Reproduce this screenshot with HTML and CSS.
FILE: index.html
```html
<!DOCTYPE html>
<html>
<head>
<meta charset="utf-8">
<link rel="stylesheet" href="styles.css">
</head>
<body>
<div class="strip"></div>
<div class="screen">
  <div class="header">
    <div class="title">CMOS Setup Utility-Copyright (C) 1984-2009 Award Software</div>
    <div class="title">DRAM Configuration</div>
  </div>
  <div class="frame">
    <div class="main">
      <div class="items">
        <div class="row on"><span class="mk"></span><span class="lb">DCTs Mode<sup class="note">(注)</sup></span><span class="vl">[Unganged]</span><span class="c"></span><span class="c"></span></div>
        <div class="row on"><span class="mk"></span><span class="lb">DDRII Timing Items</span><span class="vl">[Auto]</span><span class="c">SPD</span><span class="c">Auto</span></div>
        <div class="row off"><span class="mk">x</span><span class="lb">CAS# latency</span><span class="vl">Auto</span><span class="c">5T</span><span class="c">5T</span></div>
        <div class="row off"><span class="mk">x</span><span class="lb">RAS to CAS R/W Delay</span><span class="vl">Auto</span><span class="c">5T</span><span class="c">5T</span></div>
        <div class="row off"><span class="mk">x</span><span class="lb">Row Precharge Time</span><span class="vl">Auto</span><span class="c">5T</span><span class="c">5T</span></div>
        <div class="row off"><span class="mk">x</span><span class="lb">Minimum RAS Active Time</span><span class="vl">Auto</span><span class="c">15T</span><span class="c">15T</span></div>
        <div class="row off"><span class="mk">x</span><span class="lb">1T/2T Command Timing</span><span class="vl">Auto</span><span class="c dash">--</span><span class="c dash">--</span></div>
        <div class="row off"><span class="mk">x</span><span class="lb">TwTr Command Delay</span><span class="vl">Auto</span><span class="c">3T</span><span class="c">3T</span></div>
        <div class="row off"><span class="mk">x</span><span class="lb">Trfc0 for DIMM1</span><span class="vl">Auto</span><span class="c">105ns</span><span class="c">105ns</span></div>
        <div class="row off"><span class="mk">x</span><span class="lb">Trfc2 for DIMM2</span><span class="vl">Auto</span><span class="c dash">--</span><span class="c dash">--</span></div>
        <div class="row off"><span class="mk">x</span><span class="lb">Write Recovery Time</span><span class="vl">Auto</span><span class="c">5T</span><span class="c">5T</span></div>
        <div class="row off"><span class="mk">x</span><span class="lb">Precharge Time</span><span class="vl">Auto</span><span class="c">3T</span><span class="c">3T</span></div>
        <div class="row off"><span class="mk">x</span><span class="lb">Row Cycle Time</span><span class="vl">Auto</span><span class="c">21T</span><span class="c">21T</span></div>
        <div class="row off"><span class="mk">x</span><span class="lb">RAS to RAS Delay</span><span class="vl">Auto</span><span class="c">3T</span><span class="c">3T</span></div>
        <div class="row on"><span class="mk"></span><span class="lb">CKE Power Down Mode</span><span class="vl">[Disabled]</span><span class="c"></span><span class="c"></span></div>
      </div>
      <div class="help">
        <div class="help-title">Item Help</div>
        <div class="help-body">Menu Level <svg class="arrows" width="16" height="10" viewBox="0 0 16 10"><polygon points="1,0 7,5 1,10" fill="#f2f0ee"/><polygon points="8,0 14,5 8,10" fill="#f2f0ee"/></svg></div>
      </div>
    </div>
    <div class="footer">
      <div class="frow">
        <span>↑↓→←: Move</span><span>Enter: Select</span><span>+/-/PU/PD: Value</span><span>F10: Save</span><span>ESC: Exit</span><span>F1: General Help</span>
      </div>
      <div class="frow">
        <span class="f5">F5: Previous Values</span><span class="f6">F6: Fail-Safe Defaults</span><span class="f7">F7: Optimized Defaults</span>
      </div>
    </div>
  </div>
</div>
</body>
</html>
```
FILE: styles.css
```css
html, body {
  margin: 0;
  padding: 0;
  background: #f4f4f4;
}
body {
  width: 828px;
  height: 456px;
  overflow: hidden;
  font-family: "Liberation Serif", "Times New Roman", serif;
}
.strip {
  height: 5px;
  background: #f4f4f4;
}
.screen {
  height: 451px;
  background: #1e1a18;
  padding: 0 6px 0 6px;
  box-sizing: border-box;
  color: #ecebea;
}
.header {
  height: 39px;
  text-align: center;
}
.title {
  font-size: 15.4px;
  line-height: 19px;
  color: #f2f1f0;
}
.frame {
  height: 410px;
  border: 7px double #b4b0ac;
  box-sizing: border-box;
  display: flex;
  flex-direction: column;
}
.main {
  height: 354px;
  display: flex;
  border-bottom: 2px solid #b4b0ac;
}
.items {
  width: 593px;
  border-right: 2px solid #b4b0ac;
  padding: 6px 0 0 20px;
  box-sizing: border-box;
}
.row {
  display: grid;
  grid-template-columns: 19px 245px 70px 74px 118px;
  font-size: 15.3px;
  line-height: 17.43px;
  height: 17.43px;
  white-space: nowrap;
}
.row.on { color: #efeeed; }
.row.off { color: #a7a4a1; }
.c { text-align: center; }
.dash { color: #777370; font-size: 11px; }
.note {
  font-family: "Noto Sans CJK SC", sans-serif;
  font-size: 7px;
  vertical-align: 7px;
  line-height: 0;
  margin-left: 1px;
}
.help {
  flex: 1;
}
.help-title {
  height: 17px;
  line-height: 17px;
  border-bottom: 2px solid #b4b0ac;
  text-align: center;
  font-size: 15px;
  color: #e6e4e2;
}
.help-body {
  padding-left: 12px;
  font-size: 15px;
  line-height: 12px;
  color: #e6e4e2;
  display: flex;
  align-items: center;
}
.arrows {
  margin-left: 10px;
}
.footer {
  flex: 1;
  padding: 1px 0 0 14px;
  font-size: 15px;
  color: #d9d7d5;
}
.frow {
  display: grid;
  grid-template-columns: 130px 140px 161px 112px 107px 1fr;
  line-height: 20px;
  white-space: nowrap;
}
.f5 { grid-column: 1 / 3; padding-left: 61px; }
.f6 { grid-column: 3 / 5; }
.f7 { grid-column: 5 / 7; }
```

* To be done *
Set down the listing in full, keeping every word exactly as it is.

* Exercise output *
Reproduce this screenshot with HTML and CSS.
FILE: index.html
```html
<!DOCTYPE html>
<html>
<head>
<meta charset="utf-8">
<link rel="stylesheet" href="styles.css">
</head>
<body>
<div class="strip"></div>
<div class="screen">
  <div class="header">
    <div class="title">CMOS Setup Utility-Copyright (C) 1984-2009 Award Software</div>
    <div class="title">DRAM Configuration</div>
  </div>
  <div class="frame">
    <div class="main">
      <div class="items">
        <div class="row on"><span class="mk"></span><span class="lb">DCTs Mode<sup class="note">(注)</sup></span><span class="vl">[Unganged]</span><span class="c"></span><span class="c"></span></div>
        <div class="row on"><span class="mk"></span><span class="lb">DDRII Timing Items</span><span class="vl">[Auto]</span><span class="c">SPD</span><span class="c">Auto</span></div>
        <div class="row off"><span class="mk">x</span><span class="lb">CAS# latency</span><span class="vl">Auto</span><span class="c">5T</span><span class="c">5T</span></div>
        <div class="row off"><span class="mk">x</span><span class="lb">RAS to CAS R/W Delay</span><span class="vl">Auto</span><span class="c">5T</span><span class="c">5T</span></div>
        <div class="row off"><span class="mk">x</span><span class="lb">Row Precharge Time</span><span class="vl">Auto</span><span class="c">5T</span><span class="c">5T</span></div>
        <div class="row off"><span class="mk">x</span><span class="lb">Minimum RAS Active Time</span><span class="vl">Auto</span><span class="c">15T</span><span class="c">15T</span></div>
        <div class="row off"><span class="mk">x</span><span class="lb">1T/2T Command Timing</span><span class="vl">Auto</span><span class="c dash">--</span><span class="c dash">--</span></div>
        <div class="row off"><span class="mk">x</span><span class="lb">TwTr Command Delay</span><span class="vl">Auto</span><span class="c">3T</span><span class="c">3T</span></div>
        <div class="row off"><span class="mk">x</span><span class="lb">Trfc0 for DIMM1</span><span class="vl">Auto</span><span class="c">105ns</span><span class="c">105ns</span></div>
        <div class="row off"><span class="mk">x</span><span class="lb">Trfc2 for DIMM2</span><span class="vl">Auto</span><span class="c dash">--</span><span class="c dash">--</span></div>
        <div class="row off"><span class="mk">x</span><span class="lb">Write Recovery Time</span><span class="vl">Auto</span><span class="c">5T</span><span class="c">5T</span></div>
        <div class="row off"><span class="mk">x</span><span class="lb">Precharge Time</span><span class="vl">Auto</span><span class="c">3T</span><span class="c">3T</span></div>
        <div class="row off"><span class="mk">x</span><span class="lb">Row Cycle Time</span><span class="vl">Auto</span><span class="c">21T</span><span class="c">21T</span></div>
        <div class="row off"><span class="mk">x</span><span class="lb">RAS to RAS Delay</span><span class="vl">Auto</span><span class="c">3T</span><span class="c">3T</span></div>
        <div class="row on"><span class="mk"></span><span class="lb">CKE Power Down Mode</span><span class="vl">[Disabled]</span><span class="c"></span><span class="c"></span></div>
      </div>
      <div class="help">
        <div class="help-title">Item Help</div>
        <div class="help-body">Menu Level <svg class="arrows" width="16" height="10" viewBox="0 0 16 10"><polygon points="1,0 7,5 1,10" fill="#f2f0ee"/><polygon points="8,0 14,5 8,10" fill="#f2f0ee"/></svg></div>
      </div>
    </div>
    <div class="footer">
      <div class="frow">
        <span>↑↓→←: Move</span><span>Enter: Select</span><span>+/-/PU/PD: Value</span><span>F10: Save</span><span>ESC: Exit</span><span>F1: General Help</span>
      </div>
      <div class="frow">
        <span class="f5">F5: Previous Values</span><span class="f6">F6: Fail-Safe Defaults</span><span class="f7">F7: Optimized Defaults</span>
      </div>
    </div>
  </div>
</div>
</body>
</html>
```
FILE: styles.css
```css
html, body {
  margin: 0;
  padding: 0;
  background: #f4f4f4;
}
body {
  width: 828px;
  height: 456px;
  overflow: hidden;
  font-family: "Liberation Serif", "Times New Roman", serif;
}
.strip {
  height: 5px;
  background: #f4f4f4;
}
.screen {
  height: 451px;
  background: #1e1a18;
  padding: 0 6px 0 6px;
  box-sizing: border-box;
  color: #ecebea;
}
.header {
  height: 39px;
  text-align: center;
}
.title {
  font-size: 15.4px;
  line-height: 19px;
  color: #f2f1f0;
}
.frame {
  height: 410px;
  border: 7px double #b4b0ac;
  box-sizing: border-box;
  display: flex;
  flex-direction: column;
}
.main {
  height: 354px;
  display: flex;
  border-bottom: 2px solid #b4b0ac;
}
.items {
  width: 593px;
  border-right: 2px solid #b4b0ac;
  padding: 6px 0 0 20px;
  box-sizing: border-box;
}
.row {
  display: grid;
  grid-template-columns: 19px 245px 70px 74px 118px;
  font-size: 15.3px;
  line-height: 17.43px;
  height: 17.43px;
  white-space: nowrap;
}
.row.on { color: #efeeed; }
.row.off { color: #a7a4a1; }
.c { text-align: center; }
.dash { color: #777370; font-size: 11px; }
.note {
  font-family: "Noto Sans CJK SC", sans-serif;
  font-size: 7px;
  vertical-align: 7px;
  line-height: 0;
  margin-left: 1px;
}
.help {
  flex: 1;
}
.help-title {
  height: 17px;
  line-height: 17px;
  border-bottom: 2px solid #b4b0ac;
  text-align: center;
  font-size: 15px;
  color: #e6e4e2;
}
.help-body {
  padding-left: 12px;
  font-size: 15px;
  line-height: 12px;
  color: #e6e4e2;
  display: flex;
  align-items: center;
}
.arrows {
  margin-left: 10px;
}
.footer {
  flex: 1;
  padding: 1px 0 0 14px;
  font-size: 15px;
  color: #d9d7d5;
}
.frow {
  display: grid;
  grid-template-columns: 130px 140px 161px 112px 107px 1fr;
  line-height: 20px;
  white-space: nowrap;
}
.f5 { grid-column: 1 / 3; padding-left: 61px; }
.f6 { grid-column: 3 / 5; }
.f7 { grid-column: 5 / 7; }
```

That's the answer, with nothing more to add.